Going back to the “play” component, though, this is what I noticed had been missing from my early years in the area of visual arts. I had a wild imagination as a child, but where I was capable of using towels as mountains, jungles and ridges and deploy my toy soldiers on them, I could not bring myself to do the same with water colours.

That is one of the reasons why I am writing this post today. Because eventually, after many years reasoning out my teacher’s words and my later mental, physical, emotional and spiritual development, I came to the conclusion that the big gap in my life had been an absence of opportunities to play with a sketchbook and pencils.

This is also the reason why I asked you at the beginning not to comment on the image at the end of this post. Because if you were to do it you would be according my “toy” a space in which to see it under the heading “artistic quality”. You would have to switch off all unnecessary “noise” and focus on the “work of art” (they would be your words, not mine) on the screen. What I want is the opposite: chaos. Art, when intended, is normally detached from our all-invading reality. Play, on the other hand, incorporates disruption, spontaneity and disorder. The reason why I call the “sketch” below a “toy” is because it is the equivalent of the train set that starts on the small table in the lounge and soon takes over the whole living-room. Have you not seen a six-year-old doing that?

The second reason why I wrote this post was that as adults play is normally determined by and arbitrated by society. I know that there are grown-ups who do not give two monkeys about what people think of them. Good for them, I say!

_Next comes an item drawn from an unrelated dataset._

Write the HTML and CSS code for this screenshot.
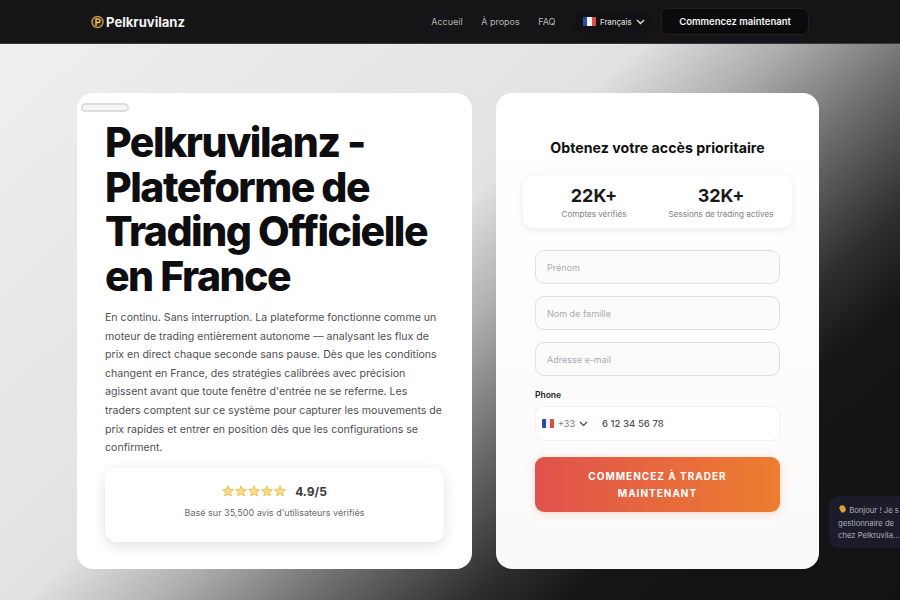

But the majority of us become self-conscious whenever we are caught doing something that is not appropriate for our age and which does not fall under any of the categories we have been given, for instance, jobs and hobbies, to mention two.

A couple of years ago we went to Shropshire. It was there that I bought a sketchbook and decided to return to that six-year-old boy who had had his playing wings clipped by this narrow-minded teacher. As I dipped my toes in the ever-confusing world of HB pencils I confess to having felt afraid at first but technology has changed so much in the last decade that I gained a sense of confidence in no time. Youtube is full of do-it-yourself tutorials and the more clips I clicked on, the happier I felt. It was not the same feeling of exhilaration I have when I go out running or play football. Those are hobbies. This other sentiment was one of unbridled fun, namely, the sensation of being a small child again.

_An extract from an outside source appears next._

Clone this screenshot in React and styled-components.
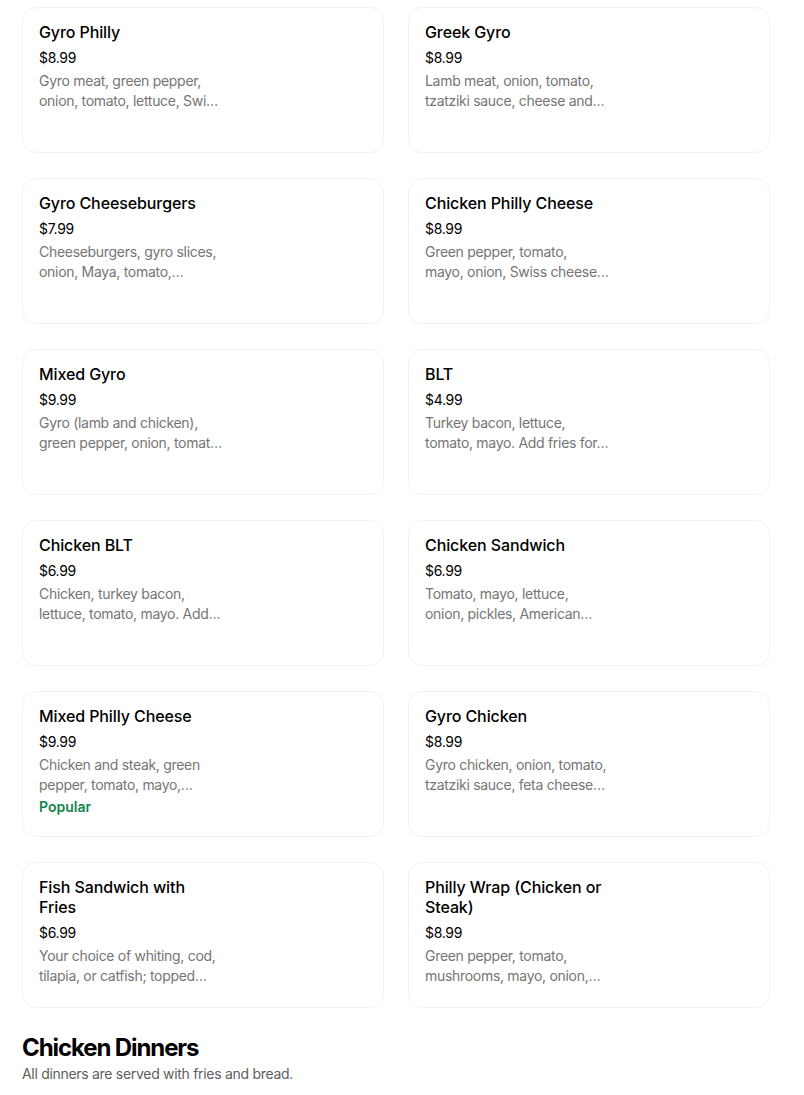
import React from "react";
import styled, { createGlobalStyle } from "styled-components";

const Global = createGlobalStyle`
  html, body { margin: 0; padding: 0; background: #fff; }
  body { font-family: Inter, "Noto Sans", Arial, sans-serif; color: #000; -webkit-font-smoothing: antialiased; }
`;

const Page = styled.div`
  padding: 7px 0 0 22px;
`;

const Grid = styled.div`
  display: grid;
  grid-template-columns: 362px 362px;
  column-gap: 24px;
  row-gap: 25px;
`;

const Card = styled.div`
  box-sizing: border-box;
  height: 146px;
  border: 1px solid #f2f2f2;
  border-radius: 14px;
  padding: 14px 16px 0 16px;
  background: #fff;
`;

const Info = styled.div`
  width: 184px;
  display: flex;
  flex-direction: column;
`;

const Title = styled.div`
  font-size: 16px;
  line-height: 20px;
  font-weight: 500;
  letter-spacing: -0.1px;
  color: #000;
`;

const Price = styled.div`
  margin-top: 6px;
  font-size: 14px;
  line-height: 20px;
  letter-spacing: -0.3px;
  color: #000;
`;

const Desc = styled.div`
  margin-top: 3px;
  font-size: 14px;
  line-height: 20px;
  letter-spacing: -0.3px;
  color: #757575;
  white-space: pre;
`;

const Badge = styled.div`
  margin-top: 2px;
  font-size: 14px;
  line-height: 20px;
  font-weight: 600;
  color: #16844a;
`;

const Section = styled.section`
  margin-top: 24px;
`;

const Heading = styled.h2`
  margin: 0;
  font-size: 24px;
  line-height: 32px;
  font-weight: 700;
  letter-spacing: -1.1px;
`;

const Sub = styled.p`
  margin: 0;
  font-size: 14px;
  line-height: 20px;
  color: #5e5e5e;
  letter-spacing: -0.3px;
`;

const items = [
  { t: "Gyro Philly", p: "$8.99", d: ["Gyro meat, green pepper,", "onion, tomato, lettuce, Swi…"] },
  { t: "Greek Gyro", p: "$8.99", d: ["Lamb meat, onion, tomato,", "tzatziki sauce, cheese and…"] },
  { t: "Gyro Cheeseburgers", p: "$7.99", d: ["Cheeseburgers, gyro slices,", "onion, Maya, tomato,…"] },
  { t: "Chicken Philly Cheese", p: "$8.99", d: ["Green pepper, tomato,", "mayo, onion, Swiss cheese…"] },
  { t: "Mixed Gyro", p: "$9.99", d: ["Gyro (lamb and chicken),", "green pepper, onion, tomat…"] },
  { t: "BLT", p: "$4.99", d: ["Turkey bacon, lettuce,", "tomato, mayo. Add fries for…"] },
  { t: "Chicken BLT", p: "$6.99", d: ["Chicken, turkey bacon,", "lettuce, tomato, mayo. Add…"] },
  { t: "Chicken Sandwich", p: "$6.99", d: ["Tomato, mayo, lettuce,", "onion, pickles, American…"] },
  { t: "Mixed Philly Cheese", p: "$9.99", d: ["Chicken and steak, green", "pepper, tomato, mayo,…"], popular: true },
  { t: "Gyro Chicken", p: "$8.99", d: ["Gyro chicken, onion, tomato,", "tzatziki sauce, feta cheese…"] },
  { t: "Fish Sandwich with Fries", p: "$6.99", d: ["Your choice of whiting, cod,", "tilapia, or catfish; topped…"] },
  { t: "Philly Wrap (Chicken or Steak)", p: "$8.99", d: ["Green pepper, tomato,", "mushrooms, mayo, onion,…"] },
];

export default function App() {
  return (
    <Page>
      <Global />
      <Grid>
        {items.map((it) => (
          <Card key={it.t}>
            <Info>
              <Title>{it.t}</Title>
              <Price>{it.p}</Price>
              <Desc>{it.d.join("\n")}</Desc>
              {it.popular && <Badge>Popular</Badge>}
            </Info>
          </Card>
        ))}
      </Grid>
      <Section>
        <Heading>Chicken Dinners</Heading>
        <Sub>All dinners are served with fries and bread.</Sub>
      </Section>
    </Page>
  );
}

Our society and more specifically our education system tends to sideline subjects it sees as “non-vital” or “unimportant”. The stress is on English, Maths and Science. Drama, art, history, foreign languages, philosophy and others do not have the same weight as the triumvirate I mentioned before. This has the undesired effect of churning out students with poor transferable skills. The irony is that if you look around you will see that some of the more important politicians in recent years have dabbled in an art form at some point in their lives: Barack Obama sang with the recently-deceased BB King, former British Prime Minister Tony Blair plays guitar and was even part of a band in the past and Bill Clinton loves nothing more than blowing on his sax every now and then. I have no idea how they discovered their instruments, but I am sure that “play” had something to do with it when they were little.

So, there you have it. What is this post about? About play as the possibility of discovering a long-held, self-denied activity that has lain dormant inside us. Who knows? You might even write about it on your blog, upload an image and call it “toy” like I did. Ah, and you might also ask readers not to comment on it. Thanks, see you in September.

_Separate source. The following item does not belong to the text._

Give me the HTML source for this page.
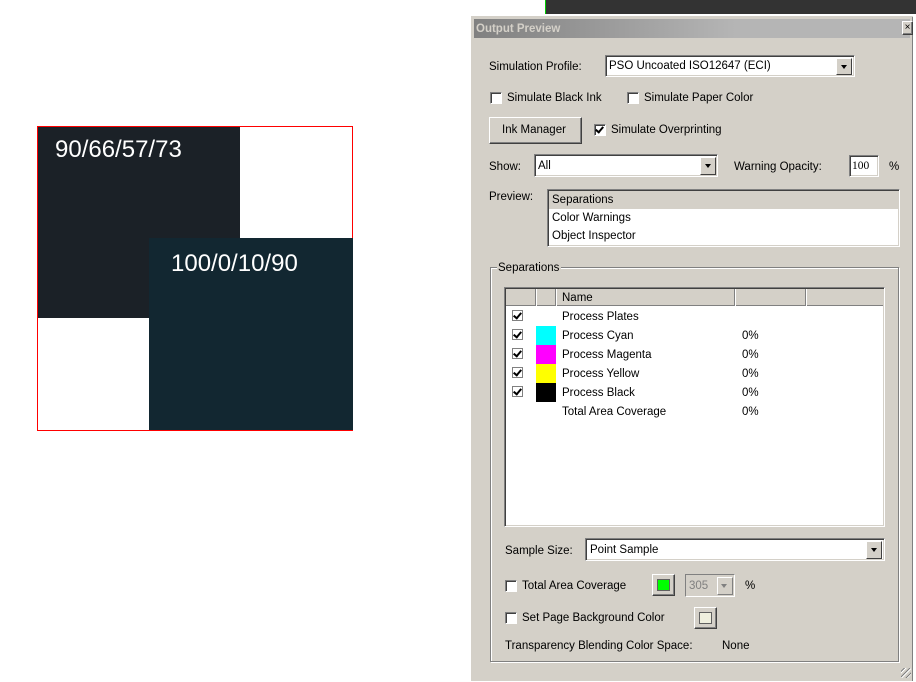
<!DOCTYPE html>
<html><head><meta charset="utf-8"><style>
*{margin:0;padding:0;box-sizing:border-box}
body{width:916px;height:682px;background:#fff;position:relative;overflow:hidden;font-family:"Liberation Sans",Tahoma,sans-serif;font-size:11.5px;color:#000}
.a{position:absolute}
.t{position:absolute;white-space:nowrap;line-height:14px}
.sunk{border:1px solid;border-color:#808080 #fff #fff #808080;box-shadow:inset 1px 1px 0 #404040,inset -1px -1px 0 #d4d0c8;background:#fff}
.btn{background:#d4d0c8;border:1px solid;border-color:#fff #404040 #404040 #fff;box-shadow:inset -1px -1px 0 #808080}
.cb{position:absolute;width:12px;height:12px;background:#fff;border:1px solid;border-color:#808080 #fff #fff #808080;box-shadow:inset 1px 1px 0 #404040}
.ck::after{content:"";position:absolute;left:2px;top:0px;width:3px;height:6px;border:solid #000;border-width:0 2px 2px 0;transform:rotate(40deg)}
.dd{position:absolute;width:16px;background:#d4d0c8;border:1px solid;border-color:#fff #404040 #404040 #fff}
.dd::after{content:"";position:absolute;left:4px;top:6px;border:3.5px solid transparent;border-top:4px solid #000}
</style></head><body>
<!-- artwork -->
<div class="a" style="left:37px;top:126px;width:316px;height:305px;border:1px solid #f00"></div>
<div class="a" style="left:38px;top:127px;width:202px;height:191px;background:#1b2127"></div>
<div class="a" style="left:149px;top:238px;width:204px;height:192px;background:#122731"></div>
<div class="t" style="left:55px;top:137px;color:#fff;font-size:24px;line-height:26px">90/66/57/73</div>
<div class="t" style="left:171px;top:251px;color:#fff;font-size:24px;line-height:26px">100/0/10/90</div>
<!-- dark bar -->
<div class="a" style="left:545px;top:0;width:371px;height:14px;background:#333;border-left:1px solid #0c0"></div>
<!-- dialog -->
<div class="a" style="left:470px;top:15px;width:444px;height:667px;background:#d4d0c8;border:1px solid #fff;box-shadow:inset 1px 1px 0 #d4d0c8,inset -1px 0 0 #808080"></div>
<div class="a" style="left:474px;top:19px;width:436px;height:19px;background:linear-gradient(90deg,#808080,#b5b5b5 60%,#b5b5b5)"></div>
<div class="t" style="left:476px;top:22px;color:#d4d0c8;font-weight:bold">Output Preview</div>
<div class="a btn" style="left:902px;top:21px;width:11px;height:14px;font-size:10px;line-height:11px;text-align:center">×</div>

<div class="t" style="left:489px;top:60px">Simulation Profile:</div>
<div class="a sunk" style="left:605px;top:55px;width:250px;height:22px"></div>
<div class="t" style="left:609px;top:59px">PSO Uncoated ISO12647 (ECI)</div>
<div class="dd" style="left:836px;top:58px;height:17px"></div>

<div class="cb" style="left:490px;top:92px"></div><div class="t" style="left:507px;top:91px">Simulate Black Ink</div>
<div class="cb" style="left:627px;top:92px"></div><div class="t" style="left:644px;top:91px">Simulate Paper Color</div>

<div class="a btn" style="left:489px;top:117px;width:93px;height:27px"></div>
<div class="t" style="left:502px;top:123px">Ink Manager</div>
<div class="cb ck" style="left:594px;top:124px"></div><div class="t" style="left:611px;top:123px">Simulate Overprinting</div>

<div class="t" style="left:489px;top:160px">Show:</div>
<div class="a sunk" style="left:534px;top:154px;width:184px;height:23px"></div>
<div class="t" style="left:538px;top:159px">All</div>
<div class="dd" style="left:700px;top:157px;height:18px"></div>
<div class="t" style="left:734px;top:160px">Warning Opacity:</div>
<div class="a sunk" style="left:849px;top:155px;width:30px;height:22px"></div>
<div class="t" style="left:852px;top:159px;font-family:'Liberation Serif',serif">100</div>
<div class="t" style="left:889px;top:160px">%</div>

<div class="t" style="left:489px;top:190px">Preview:</div>
<div class="a sunk" style="left:547px;top:189px;width:353px;height:58px"></div>
<div class="a" style="left:549px;top:191px;width:349px;height:18px;background:#d4d0c8"></div>
<div class="t" style="left:552px;top:193px">Separations</div>
<div class="t" style="left:552px;top:211px">Color Warnings</div>
<div class="t" style="left:552px;top:229px">Object Inspector</div>

<!-- separations group -->
<div class="a" style="left:490px;top:267px;width:409px;height:395px;border:1px solid #808080;box-shadow:1px 1px 0 #fff,inset 1px 1px 0 #fff"></div>
<div class="t" style="left:497px;top:261px;background:#d4d0c8;padding:0 2px 0 1px">Separations</div>
<div class="a sunk" style="left:504px;top:287px;width:381px;height:240px"></div>
<div class="a" style="left:506px;top:289px;width:377px;height:17px;background:#d4d0c8;border-bottom:1px solid #808080"></div>
<div class="a" style="left:535px;top:289px;width:1px;height:17px;background:#808080;box-shadow:1px 0 0 #fff"></div>
<div class="a" style="left:555px;top:289px;width:1px;height:17px;background:#808080;box-shadow:1px 0 0 #fff"></div>
<div class="a" style="left:734px;top:289px;width:1px;height:17px;background:#808080;box-shadow:1px 0 0 #fff"></div>
<div class="a" style="left:805px;top:289px;width:1px;height:17px;background:#808080;box-shadow:1px 0 0 #fff"></div>
<div class="t" style="left:562px;top:291px">Name</div>

<div class="cb ck" style="left:512px;top:310px;width:11px;height:11px;border-color:#808080;box-shadow:none"></div>
<div class="cb ck" style="left:512px;top:329px;width:11px;height:11px;border-color:#808080;box-shadow:none"></div>
<div class="cb ck" style="left:512px;top:348px;width:11px;height:11px;border-color:#808080;box-shadow:none"></div>
<div class="cb ck" style="left:512px;top:367px;width:11px;height:11px;border-color:#808080;box-shadow:none"></div>
<div class="cb ck" style="left:512px;top:386px;width:11px;height:11px;border-color:#808080;box-shadow:none"></div>
<div class="a" style="left:536px;top:326px;width:20px;height:19px;background:#0ff"></div>
<div class="a" style="left:536px;top:345px;width:20px;height:19px;background:#f0f"></div>
<div class="a" style="left:536px;top:364px;width:20px;height:19px;background:#ff0"></div>
<div class="a" style="left:536px;top:383px;width:20px;height:19px;background:#000"></div>
<div class="t" style="left:562px;top:310px">Process Plates</div>
<div class="t" style="left:562px;top:329px">Process Cyan</div>
<div class="t" style="left:562px;top:348px">Process Magenta</div>
<div class="t" style="left:562px;top:367px">Process Yellow</div>
<div class="t" style="left:562px;top:386px">Process Black</div>
<div class="t" style="left:562px;top:405px">Total Area Coverage</div>
<div class="t" style="left:742px;top:329px">0%</div>
<div class="t" style="left:742px;top:348px">0%</div>
<div class="t" style="left:742px;top:367px">0%</div>
<div class="t" style="left:742px;top:386px">0%</div>
<div class="t" style="left:742px;top:405px">0%</div>

<div class="t" style="left:505px;top:544px">Sample Size:</div>
<div class="a sunk" style="left:585px;top:538px;width:300px;height:23px"></div>
<div class="t" style="left:590px;top:543px">Point Sample</div>
<div class="dd" style="left:866px;top:541px;height:18px"></div>

<div class="cb" style="left:505px;top:580px"></div><div class="t" style="left:522px;top:579px">Total Area Coverage</div>
<div class="a btn" style="left:652px;top:574px;width:23px;height:22px"></div>
<div class="a" style="left:657px;top:579px;width:13px;height:12px;background:#0f0;border:1px solid #606060"></div>
<div class="a" style="left:685px;top:574px;width:50px;height:23px;border:1px solid;border-color:#808080 #fff #fff #808080;background:#d4d0c8"></div>
<div class="t" style="left:689px;top:579px;color:#808080">305</div>
<div class="a" style="left:717px;top:577px;width:16px;height:18px;background:#d4d0c8;border:1px solid;border-color:#fff #808080 #808080 #fff"></div>
<div class="a" style="left:721px;top:584px;border:3.5px solid transparent;border-top:4px solid #808080"></div>
<div class="t" style="left:745px;top:579px">%</div>

<div class="cb" style="left:505px;top:612px"></div><div class="t" style="left:522px;top:611px">Set Page Background Color</div>
<div class="a btn" style="left:694px;top:607px;width:23px;height:22px"></div>
<div class="a" style="left:699px;top:612px;width:13px;height:12px;background:#efefde;border:1px solid #606060"></div>

<div class="t" style="left:505px;top:639px">Transparency Blending Color Space:</div>
<div class="t" style="left:722px;top:639px">None</div>
<div class="a" style="left:901px;top:668px;width:10px;height:10px;background:repeating-linear-gradient(135deg,transparent 0 2px,#808080 2px 3px,#fff 3px 4px)"></div>
</body></html>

Remember, I am a "toy" not to be commented upon. Thanks.

© 2015

Next Post: “Saturday Evenings: Stay In, Sit Up and Switch On”, to be published on Saturday 12th September at 6pm (GMT)

Wednesday, 15 July 2015

Let's Talk About...

urban self-cannibalism. A condition from which I believe my beloved adopted city of London is suffering now.

In The Flesh (La Carne), the late Cuban writer Virgilio Piñera’s satirical short story, a whole town runs out of meat. After the vegetables, to which they resort in order to survive, threaten to go the same way as the meat, one of the village’s inhabitants happens upon a solution. Looking at his boneless buttocks, he cuts a slice off the left one and fries it like a steak on the pan. Little by little the rest of the town follows his example, including the mayor.

This tale came to my mind the other day when I read Rowan Moore’s excellent analysis on London’s urban self-cannibalism. Like Piñera’s characters, entering an inescapable circle of self-annihilation, some parts of London have got stuck in a commodification-focused hamster wheel. Believe me, even hamsters get tired and come off the wheel. Yet, Londoners are stuck in there.

Housing, the high street, pub culture, these are all victims of London’s new-found gluttony. A gluttony that is driven mainly, although not exclusively, by overseas investors. Whilst the city eats itself, the billionaire in Malaysia or Singapore invests on the “body part” that has just been devoured.

Let’s talk about London’s urban cannibalism. Let’s talk about the city that prices out its poorest to make way for multimillion-pound residential developments that cater chiefly to the hedge fund manager, the City banker or the football club owner. Let’s talk about the third-generation-run shop that is forced to close, not because a Mc Donald’s is replacing it (that is so 20th century) but because the area has been earmarked for “regeneration”; the dreaded word that heralds upmarket, boutique-like, hipster-influenced culture. No more flat caps, but ironic beards, no industries, but internet start-ups.

A reptilian London

London eats itself but does not digest its prey totally. It regurgitates it in tourist-friendly walking postcards. They are the artists that give the city its vibrancy and yet have to move constantly because their studios happen to be in much-sought-after prime “niche” locations. The sort of places that render a city – for instance, London – “authentic”. This authenticity then becomes food for the future investor who lives… in Thailand.

Piñera’s tale ends with the disappearance of a town and its inhabitants as they all eat themselves out of existence. I doubt London will vanish into the ether, although many of the people who make it the vibrant place it is will eventually fade into the abyss of forgetfulness, swallowed whole by the city that begat them.